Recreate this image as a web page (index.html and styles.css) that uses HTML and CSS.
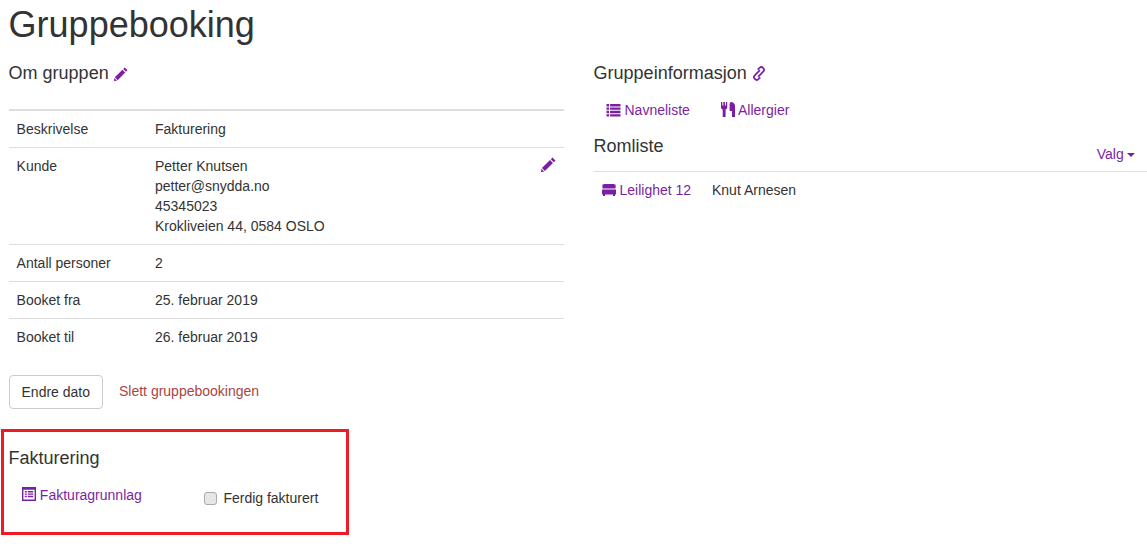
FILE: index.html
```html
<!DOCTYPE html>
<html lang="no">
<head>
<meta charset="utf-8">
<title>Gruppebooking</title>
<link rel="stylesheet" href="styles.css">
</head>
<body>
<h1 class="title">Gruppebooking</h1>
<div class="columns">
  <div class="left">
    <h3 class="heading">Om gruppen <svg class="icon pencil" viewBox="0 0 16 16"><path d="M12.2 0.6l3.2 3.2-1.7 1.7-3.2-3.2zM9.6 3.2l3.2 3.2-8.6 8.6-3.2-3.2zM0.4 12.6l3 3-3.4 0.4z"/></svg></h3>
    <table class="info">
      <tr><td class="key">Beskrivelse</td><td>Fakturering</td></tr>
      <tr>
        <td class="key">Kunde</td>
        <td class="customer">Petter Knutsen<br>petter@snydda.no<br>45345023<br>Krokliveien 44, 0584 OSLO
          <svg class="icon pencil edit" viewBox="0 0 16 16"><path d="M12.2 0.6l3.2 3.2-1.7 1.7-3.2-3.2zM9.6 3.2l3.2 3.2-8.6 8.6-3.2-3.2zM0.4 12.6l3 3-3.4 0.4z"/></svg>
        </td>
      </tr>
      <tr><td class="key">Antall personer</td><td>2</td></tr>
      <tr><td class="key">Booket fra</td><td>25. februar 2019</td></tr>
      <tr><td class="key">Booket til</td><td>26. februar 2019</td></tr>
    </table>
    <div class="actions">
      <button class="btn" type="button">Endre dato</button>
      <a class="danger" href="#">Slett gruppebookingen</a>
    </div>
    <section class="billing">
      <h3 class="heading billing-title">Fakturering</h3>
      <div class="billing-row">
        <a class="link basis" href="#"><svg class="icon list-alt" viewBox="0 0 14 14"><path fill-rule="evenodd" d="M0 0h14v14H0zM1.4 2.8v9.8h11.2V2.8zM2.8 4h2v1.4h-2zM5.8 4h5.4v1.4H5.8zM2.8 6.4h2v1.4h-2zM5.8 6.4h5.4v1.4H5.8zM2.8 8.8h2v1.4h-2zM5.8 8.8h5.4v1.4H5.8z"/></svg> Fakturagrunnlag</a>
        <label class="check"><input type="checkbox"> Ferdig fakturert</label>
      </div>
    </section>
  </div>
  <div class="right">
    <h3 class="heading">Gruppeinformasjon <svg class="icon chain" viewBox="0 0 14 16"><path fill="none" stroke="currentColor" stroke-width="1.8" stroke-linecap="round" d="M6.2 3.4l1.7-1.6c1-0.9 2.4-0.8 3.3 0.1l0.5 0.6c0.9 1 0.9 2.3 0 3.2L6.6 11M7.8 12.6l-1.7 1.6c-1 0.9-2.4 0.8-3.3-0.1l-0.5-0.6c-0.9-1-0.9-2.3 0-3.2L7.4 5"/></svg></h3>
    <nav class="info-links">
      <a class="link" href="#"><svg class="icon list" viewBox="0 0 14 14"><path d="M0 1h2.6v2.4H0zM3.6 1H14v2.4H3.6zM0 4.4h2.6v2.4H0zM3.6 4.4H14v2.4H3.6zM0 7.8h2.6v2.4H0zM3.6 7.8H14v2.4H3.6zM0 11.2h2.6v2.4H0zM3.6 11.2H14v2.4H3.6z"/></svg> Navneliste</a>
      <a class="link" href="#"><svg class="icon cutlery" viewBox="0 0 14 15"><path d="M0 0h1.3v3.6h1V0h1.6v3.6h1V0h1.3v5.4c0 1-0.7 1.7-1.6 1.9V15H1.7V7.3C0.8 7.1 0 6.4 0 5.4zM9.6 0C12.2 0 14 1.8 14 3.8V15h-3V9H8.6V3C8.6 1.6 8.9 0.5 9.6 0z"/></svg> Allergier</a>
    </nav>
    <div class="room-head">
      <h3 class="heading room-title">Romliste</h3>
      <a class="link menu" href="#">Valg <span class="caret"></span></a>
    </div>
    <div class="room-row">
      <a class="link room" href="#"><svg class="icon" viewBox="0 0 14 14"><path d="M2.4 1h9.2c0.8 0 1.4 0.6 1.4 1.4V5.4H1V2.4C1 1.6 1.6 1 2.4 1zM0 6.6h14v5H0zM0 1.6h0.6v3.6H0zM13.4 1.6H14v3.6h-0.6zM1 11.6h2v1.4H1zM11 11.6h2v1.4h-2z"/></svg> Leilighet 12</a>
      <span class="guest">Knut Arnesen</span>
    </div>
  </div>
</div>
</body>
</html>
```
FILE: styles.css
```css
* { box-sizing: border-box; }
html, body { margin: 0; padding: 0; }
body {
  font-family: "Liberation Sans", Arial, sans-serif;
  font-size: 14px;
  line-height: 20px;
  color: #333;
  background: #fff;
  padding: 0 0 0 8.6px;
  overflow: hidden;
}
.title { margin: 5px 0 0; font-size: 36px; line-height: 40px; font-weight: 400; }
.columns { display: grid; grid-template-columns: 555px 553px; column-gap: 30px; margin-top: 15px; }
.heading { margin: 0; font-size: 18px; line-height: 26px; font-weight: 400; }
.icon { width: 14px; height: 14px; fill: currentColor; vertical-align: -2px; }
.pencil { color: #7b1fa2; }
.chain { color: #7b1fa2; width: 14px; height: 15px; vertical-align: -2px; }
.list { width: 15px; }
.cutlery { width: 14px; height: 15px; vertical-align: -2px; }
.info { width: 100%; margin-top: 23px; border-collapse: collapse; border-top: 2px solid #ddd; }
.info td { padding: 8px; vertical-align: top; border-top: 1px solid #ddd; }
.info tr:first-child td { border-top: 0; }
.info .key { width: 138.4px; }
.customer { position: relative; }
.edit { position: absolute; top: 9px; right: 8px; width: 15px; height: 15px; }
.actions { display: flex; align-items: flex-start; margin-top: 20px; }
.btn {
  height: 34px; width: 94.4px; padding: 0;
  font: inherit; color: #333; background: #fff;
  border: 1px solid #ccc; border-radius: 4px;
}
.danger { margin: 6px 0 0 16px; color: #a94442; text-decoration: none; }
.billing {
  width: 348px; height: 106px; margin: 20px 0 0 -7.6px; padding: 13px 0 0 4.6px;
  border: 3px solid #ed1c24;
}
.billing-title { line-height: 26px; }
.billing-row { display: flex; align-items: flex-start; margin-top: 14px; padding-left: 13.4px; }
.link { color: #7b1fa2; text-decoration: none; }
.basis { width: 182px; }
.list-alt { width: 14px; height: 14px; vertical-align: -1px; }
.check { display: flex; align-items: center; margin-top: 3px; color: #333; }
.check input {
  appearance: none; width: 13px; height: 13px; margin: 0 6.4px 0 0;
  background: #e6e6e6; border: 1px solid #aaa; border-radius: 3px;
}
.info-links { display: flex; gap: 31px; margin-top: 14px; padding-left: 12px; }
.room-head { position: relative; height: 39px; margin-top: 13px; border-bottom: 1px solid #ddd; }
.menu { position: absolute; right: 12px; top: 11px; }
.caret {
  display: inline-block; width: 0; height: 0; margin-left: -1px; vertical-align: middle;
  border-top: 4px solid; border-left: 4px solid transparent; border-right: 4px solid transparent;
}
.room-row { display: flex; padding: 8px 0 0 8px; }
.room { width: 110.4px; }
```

_ _ _ _ _

PROBLEM REQUIREMENTS:
Give the count of lines that hold the word "styles", with nothing added.

THE COMPLETED TASK:
3